EXTRACTED DATA ::
▼

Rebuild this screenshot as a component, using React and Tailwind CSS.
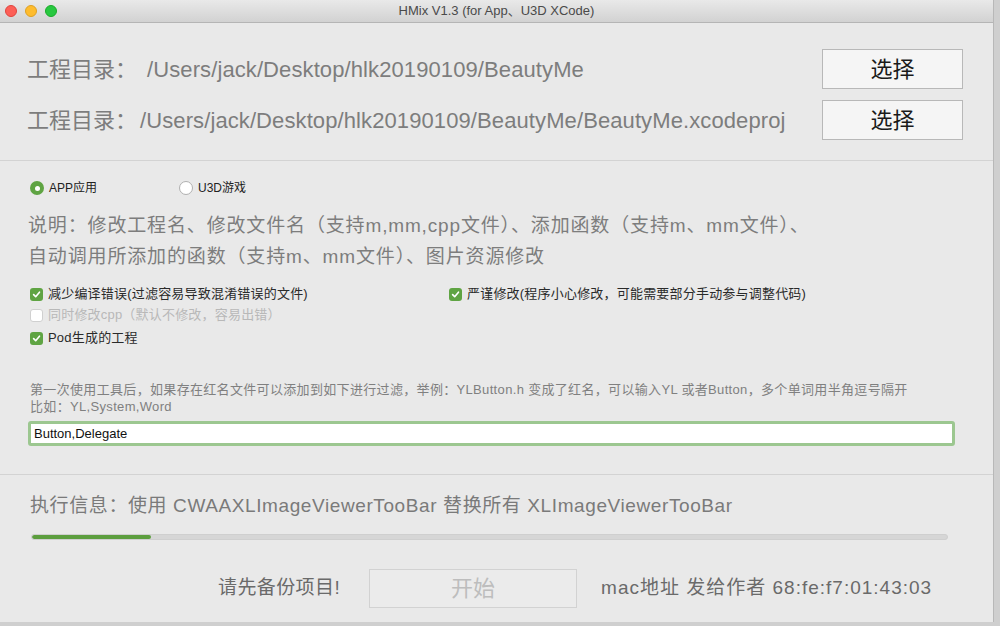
const font = "font-['Liberation_Sans','Noto_Sans_CJK_SC',sans-serif]"

function Check({ checked = true, disabled = false, label }) {
  return (
    <label className={`flex items-center gap-[5px] h-5 text-[13px] tracking-[0.2px] ${disabled ? 'text-[#b8b8b8]' : 'text-[#2a2a2a]'}`}>
      {checked ? (
        <span className="w-[13px] h-[13px] rounded-[3px] bg-[#5fa443] flex items-center justify-center">
          <svg width="9" height="9" viewBox="0 0 10 10">
            <path d="M1.8 5.2 L4.1 7.4 L8.3 2.4" fill="none" stroke="white" strokeWidth="1.8" strokeLinecap="round" strokeLinejoin="round" />
          </svg>
        </span>
      ) : (
        <span className="w-[13px] h-[13px] rounded-[3px] bg-white border border-[#d0d0d0]" />
      )}
      <span>{label}</span>
    </label>
  )
}

function Radio({ checked, label }) {
  return (
    <label className="flex items-center gap-[5px] text-[12px] text-[#222]">
      {checked ? (
        <span className="w-[14px] h-[14px] rounded-full bg-[#5fa443] flex items-center justify-center">
          <span className="w-[5px] h-[5px] rounded-full bg-white" />
        </span>
      ) : (
        <span className="w-[14px] h-[14px] rounded-full bg-white border border-[#b0b0b0]" />
      )}
      <span>{label}</span>
    </label>
  )
}

function PathRow({ label, gap, path }) {
  return (
    <div className="flex items-center h-10">
      <span className="text-[22px] text-[#7d7d7d] whitespace-nowrap">{label}</span>
      <span className={`text-[22px] text-[#7d7d7d] whitespace-nowrap tracking-[0.1px] ${gap}`}>{path}</span>
      <button className="ml-auto w-[141px] h-10 bg-[#f5f5f5] border border-[#b8b8b8] text-[22px] text-[#1a1a1a]">
        选择
      </button>
    </div>
  )
}

export default function App() {
  return (
    <div className={`w-[1000px] h-[626px] bg-[#cfcfcf] overflow-hidden ${font}`}>
      <div className="w-[994px] h-[622px] bg-[#e9e9e9] border-r border-[#b8b8b8] flex flex-col">
        {/* title bar */}
        <div className="h-[23px] shrink-0 bg-gradient-to-b from-[#e9e9e9] to-[#d2d2d2] border-b border-[#b5b5b5] flex items-center relative">
          <div className="flex items-center gap-2 pl-[5px]">
            <span className="w-3 h-3 rounded-full bg-[#fd5f57] border border-[#e0443e]" />
            <span className="w-3 h-3 rounded-full bg-[#febc2e] border border-[#dea123]" />
            <span className="w-3 h-3 rounded-full bg-[#28c840] border border-[#1aab29]" />
          </div>
          <div className="absolute inset-0 flex items-center justify-center text-[13px] text-[#4a4a4a]">
            HMix V1.3 (for App、U3D XCode)
          </div>
        </div>

        {/* paths */}
        <div className="pt-[26px] pb-[20px] pl-[27px] pr-[30px] flex flex-col gap-[11px] border-b border-[#d3d3d3]">
          <PathRow label="工程目录：" gap="ml-[10px]" path="/Users/jack/Desktop/hlk20190109/BeautyMe" />
          <PathRow label="工程目录：" gap="ml-[3px]" path="/Users/jack/Desktop/hlk20190109/BeautyMe/BeautyMe.xcodeproj" />
        </div>

        {/* options */}
        <div className="pt-[18px] pl-[30px] pb-[28px] border-b border-[#d3d3d3]">
          <div className="flex items-center h-4 mt-px">
            <div className="w-[149px]">
              <Radio checked label="APP应用" />
            </div>
            <Radio label="U3D游戏" />
          </div>
          <div className="mt-[14px] -ml-[2px] text-[19px] leading-[31px] tracking-[0.85px] text-[#7d7d7d]">
            <div>说明：修改工程名、修改文件名（支持m,mm,cpp文件）、添加函数（支持m、mm文件）、</div>
            <div>自动调用所添加的函数（支持m、mm文件）、图片资源修改</div>
          </div>
          <div className="mt-[12px] flex">
            <div className="w-[419px] flex flex-col">
              <Check label="减少编译错误(过滤容易导致混淆错误的文件)" />
              <div className="mt-px">
                <Check checked={false} disabled label="同时修改cpp（默认不修改，容易出错）" />
              </div>
              <div className="mt-[3px]">
                <Check label="Pod生成的工程" />
              </div>
            </div>
            <Check label="严谨修改(程序小心修改，可能需要部分手动参与调整代码)" />
          </div>
          <div className="mt-[33px] text-[13px] leading-[17px] tracking-[0.33px] text-[#808080]">
            <div>第一次使用工具后，如果存在红名文件可以添加到如下进行过滤，举例：YLButton.h 变成了红名，可以输入YL 或者Button，多个单词用半角逗号隔开</div>
            <div>比如：YL,System,Word</div>
          </div>
          <input
            readOnly
            value="Button,Delegate"
            className="mt-[6px] -ml-[2px] w-[927px] h-[25px] bg-white border-[3px] border-[#9cc790] rounded-[3px] px-[3px] text-[13px] text-[#111] outline-none"
          />
        </div>

        {/* run info */}
        <div className="pt-[18px] pl-[30px]">
          <div className="text-[19px] leading-[26px] tracking-[0.6px] text-[#7a7a7a]">
            执行信息：使用 CWAAXLImageViewerTooBar 替换所有 XLImageViewerTooBar
          </div>
          <div className="mt-[15px] ml-px w-[917px] h-[6px] rounded-full bg-[#d6d6d6] overflow-hidden border border-[#cfcfcf]">
            <div className="h-full w-[119px] bg-[#5c9e3e] rounded-full" />
          </div>
          <div className="mt-[29px] pl-[188px] flex items-center">
            <span className="text-[19px] tracking-[0.4px] text-[#6a6a6a]">请先备份项目!</span>
            <button className="ml-[29px] w-[208px] h-[39px] border border-[#d2d2d2] bg-[#ebebeb] text-[22px] text-[#bdbdbd]">
              开始
            </button>
            <span className="ml-[24px] text-[19px] tracking-[1px] text-[#6a6a6a]">mac地址 发给作者 68:fe:f7:01:43:03</span>
          </div>
        </div>
      </div>
    </div>
  )
}
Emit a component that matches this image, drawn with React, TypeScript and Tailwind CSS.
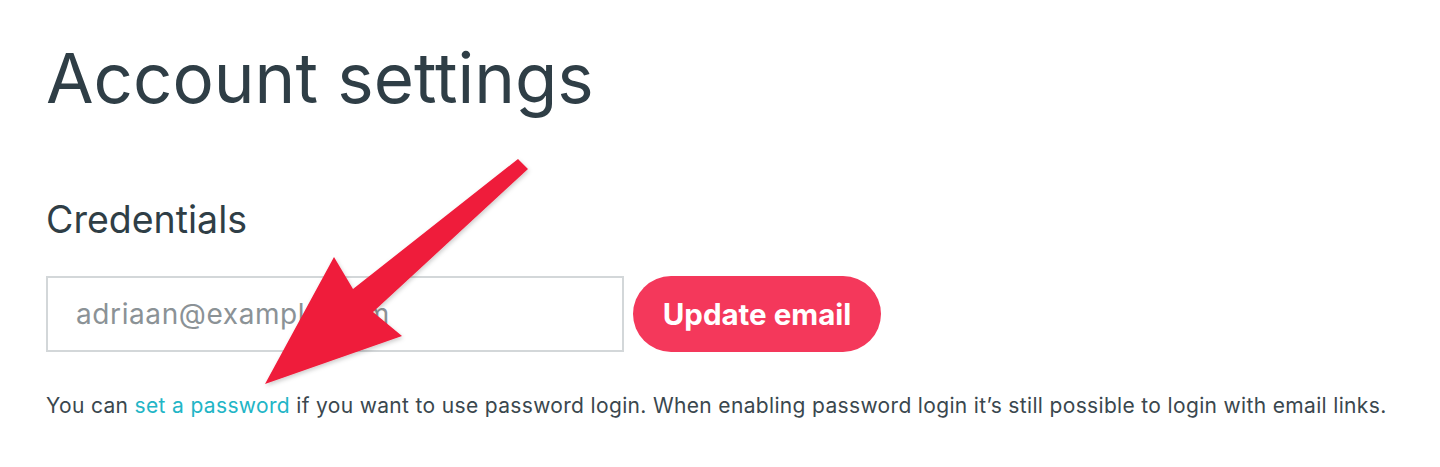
import React from "react";

export default function App() {
  return (
    <div
      className="relative w-[1440px] h-[467px] bg-white overflow-hidden"
      style={{ fontFamily: "Inter, 'Noto Sans', sans-serif" }}
    >
      <div className="pl-[46px] pt-[36px]">
        <h1 className="text-[69px] leading-[84px] font-normal text-[#2f3e46] tracking-[0px]">
          Account settings
        </h1>
        <h2 className="mt-[78px] text-[37.5px] leading-[44px] font-normal text-[#2f3e46]">
          Credentials
        </h2>
        <div className="mt-[34px] flex items-center gap-[9px]">
          <div className="w-[578px] h-[76px] border-2 border-[#d3d7d9] flex items-center pl-[28px]">
            <span className="text-[28px] tracking-[0.6px] text-[#8b9296]">adriaan@example.com</span>
          </div>
          <button className="w-[248px] h-[76px] rounded-full bg-[#f4385b] text-white text-[29.5px] font-bold">
            Update email
          </button>
        </div>
        <p className="mt-[41px] text-[21px] leading-[26px] tracking-[0.34px] text-[#3a474e]">
          You can <span className="text-[#22b5c6]">set a password</span> if you want to use password login. When
          enabling password login it’s still possible to login with email links.
        </p>
      </div>
      <svg
        className="absolute left-0 top-0 pointer-events-none"
        width="1440"
        height="467"
        viewBox="0 0 1440 467"
      >
        <defs>
          <filter id="sh" x="-20%" y="-20%" width="140%" height="140%">
            <feDropShadow dx="1" dy="2" stdDeviation="2" floodColor="#000" floodOpacity="0.2" />
          </filter>
        </defs>
        <polygon
          points="518,159 528,169 373,312 402,336 265,384 334,257 353,289"
          fill="#ef1b3a"
          filter="url(#sh)"
        />
      </svg>
    </div>
  );
}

▲

From start to finish, output the listing exactly, but omit its pictures.

Rebuild this screenshot as a component, using React and Tailwind CSS.
const font = "font-['Liberation_Sans','Noto_Sans_CJK_SC',sans-serif]"

function Check({ checked = true, disabled = false, label }) {
  return (
    <label className={`flex items-center gap-[5px] h-5 text-[13px] tracking-[0.2px] ${disabled ? 'text-[#b8b8b8]' : 'text-[#2a2a2a]'}`}>
      {checked ? (
        <span className="w-[13px] h-[13px] rounded-[3px] bg-[#5fa443] flex items-center justify-center">
          <svg width="9" height="9" viewBox="0 0 10 10">
            <path d="M1.8 5.2 L4.1 7.4 L8.3 2.4" fill="none" stroke="white" strokeWidth="1.8" strokeLinecap="round" strokeLinejoin="round" />
          </svg>
        </span>
      ) : (
        <span className="w-[13px] h-[13px] rounded-[3px] bg-white border border-[#d0d0d0]" />
      )}
      <span>{label}</span>
    </label>
  )
}

function Radio({ checked, label }) {
  return (
    <label className="flex items-center gap-[5px] text-[12px] text-[#222]">
      {checked ? (
        <span className="w-[14px] h-[14px] rounded-full bg-[#5fa443] flex items-center justify-center">
          <span className="w-[5px] h-[5px] rounded-full bg-white" />
        </span>
      ) : (
        <span className="w-[14px] h-[14px] rounded-full bg-white border border-[#b0b0b0]" />
      )}
      <span>{label}</span>
    </label>
  )
}

function PathRow({ label, gap, path }) {
  return (
    <div className="flex items-center h-10">
      <span className="text-[22px] text-[#7d7d7d] whitespace-nowrap">{label}</span>
      <span className={`text-[22px] text-[#7d7d7d] whitespace-nowrap tracking-[0.1px] ${gap}`}>{path}</span>
      <button className="ml-auto w-[141px] h-10 bg-[#f5f5f5] border border-[#b8b8b8] text-[22px] text-[#1a1a1a]">
        选择
      </button>
    </div>
  )
}

export default function App() {
  return (
    <div className={`w-[1000px] h-[626px] bg-[#cfcfcf] overflow-hidden ${font}`}>
      <div className="w-[994px] h-[622px] bg-[#e9e9e9] border-r border-[#b8b8b8] flex flex-col">
        {/* title bar */}
        <div className="h-[23px] shrink-0 bg-gradient-to-b from-[#e9e9e9] to-[#d2d2d2] border-b border-[#b5b5b5] flex items-center relative">
          <div className="flex items-center gap-2 pl-[5px]">
            <span className="w-3 h-3 rounded-full bg-[#fd5f57] border border-[#e0443e]" />
            <span className="w-3 h-3 rounded-full bg-[#febc2e] border border-[#dea123]" />
            <span className="w-3 h-3 rounded-full bg-[#28c840] border border-[#1aab29]" />
          </div>
          <div className="absolute inset-0 flex items-center justify-center text-[13px] text-[#4a4a4a]">
            HMix V1.3 (for App、U3D XCode)
          </div>
        </div>

        {/* paths */}
        <div className="pt-[26px] pb-[20px] pl-[27px] pr-[30px] flex flex-col gap-[11px] border-b border-[#d3d3d3]">
          <PathRow label="工程目录：" gap="ml-[10px]" path="/Users/jack/Desktop/hlk20190109/BeautyMe" />
          <PathRow label="工程目录：" gap="ml-[3px]" path="/Users/jack/Desktop/hlk20190109/BeautyMe/BeautyMe.xcodeproj" />
        </div>

        {/* options */}
        <div className="pt-[18px] pl-[30px] pb-[28px] border-b border-[#d3d3d3]">
          <div className="flex items-center h-4 mt-px">
            <div className="w-[149px]">
              <Radio checked label="APP应用" />
            </div>
            <Radio label="U3D游戏" />
          </div>
          <div className="mt-[14px] -ml-[2px] text-[19px] leading-[31px] tracking-[0.85px] text-[#7d7d7d]">
            <div>说明：修改工程名、修改文件名（支持m,mm,cpp文件）、添加函数（支持m、mm文件）、</div>
            <div>自动调用所添加的函数（支持m、mm文件）、图片资源修改</div>
          </div>
          <div className="mt-[12px] flex">
            <div className="w-[419px] flex flex-col">
              <Check label="减少编译错误(过滤容易导致混淆错误的文件)" />
              <div className="mt-px">
                <Check checked={false} disabled label="同时修改cpp（默认不修改，容易出错）" />
              </div>
              <div className="mt-[3px]">
                <Check label="Pod生成的工程" />
              </div>
            </div>
            <Check label="严谨修改(程序小心修改，可能需要部分手动参与调整代码)" />
          </div>
          <div className="mt-[33px] text-[13px] leading-[17px] tracking-[0.33px] text-[#808080]">
            <div>第一次使用工具后，如果存在红名文件可以添加到如下进行过滤，举例：YLButton.h 变成了红名，可以输入YL 或者Button，多个单词用半角逗号隔开</div>
            <div>比如：YL,System,Word</div>
          </div>
          <input
            readOnly
            value="Button,Delegate"
            className="mt-[6px] -ml-[2px] w-[927px] h-[25px] bg-white border-[3px] border-[#9cc790] rounded-[3px] px-[3px] text-[13px] text-[#111] outline-none"
          />
        </div>

        {/* run info */}
        <div className="pt-[18px] pl-[30px]">
          <div className="text-[19px] leading-[26px] tracking-[0.6px] text-[#7a7a7a]">
            执行信息：使用 CWAAXLImageViewerTooBar 替换所有 XLImageViewerTooBar
          </div>
          <div className="mt-[15px] ml-px w-[917px] h-[6px] rounded-full bg-[#d6d6d6] overflow-hidden border border-[#cfcfcf]">
            <div className="h-full w-[119px] bg-[#5c9e3e] rounded-full" />
          </div>
          <div className="mt-[29px] pl-[188px] flex items-center">
            <span className="text-[19px] tracking-[0.4px] text-[#6a6a6a]">请先备份项目!</span>
            <button className="ml-[29px] w-[208px] h-[39px] border border-[#d2d2d2] bg-[#ebebeb] text-[22px] text-[#bdbdbd]">
              开始
            </button>
            <span className="ml-[24px] text-[19px] tracking-[1px] text-[#6a6a6a]">mac地址 发给作者 68:fe:f7:01:43:03</span>
          </div>
        </div>
      </div>
    </div>
  )
}
Emit a component that matches this image, drawn with React, TypeScript and Tailwind CSS.
import React from "react";

export default function App() {
  return (
    <div
      className="relative w-[1440px] h-[467px] bg-white overflow-hidden"
      style={{ fontFamily: "Inter, 'Noto Sans', sans-serif" }}
    >
      <div className="pl-[46px] pt-[36px]">
        <h1 className="text-[69px] leading-[84px] font-normal text-[#2f3e46] tracking-[0px]">
          Account settings
        </h1>
        <h2 className="mt-[78px] text-[37.5px] leading-[44px] font-normal text-[#2f3e46]">
          Credentials
        </h2>
        <div className="mt-[34px] flex items-center gap-[9px]">
          <div className="w-[578px] h-[76px] border-2 border-[#d3d7d9] flex items-center pl-[28px]">
            <span className="text-[28px] tracking-[0.6px] text-[#8b9296]">adriaan@example.com</span>
          </div>
          <button className="w-[248px] h-[76px] rounded-full bg-[#f4385b] text-white text-[29.5px] font-bold">
            Update email
          </button>
        </div>
        <p className="mt-[41px] text-[21px] leading-[26px] tracking-[0.34px] text-[#3a474e]">
          You can <span className="text-[#22b5c6]">set a password</span> if you want to use password login. When
          enabling password login it’s still possible to login with email links.
        </p>
      </div>
      <svg
        className="absolute left-0 top-0 pointer-events-none"
        width="1440"
        height="467"
        viewBox="0 0 1440 467"
      >
        <defs>
          <filter id="sh" x="-20%" y="-20%" width="140%" height="140%">
            <feDropShadow dx="1" dy="2" stdDeviation="2" floodColor="#000" floodOpacity="0.2" />
          </filter>
        </defs>
        <polygon
          points="518,159 528,169 373,312 402,336 265,384 334,257 353,289"
          fill="#ef1b3a"
          filter="url(#sh)"
        />
      </svg>
    </div>
  );
}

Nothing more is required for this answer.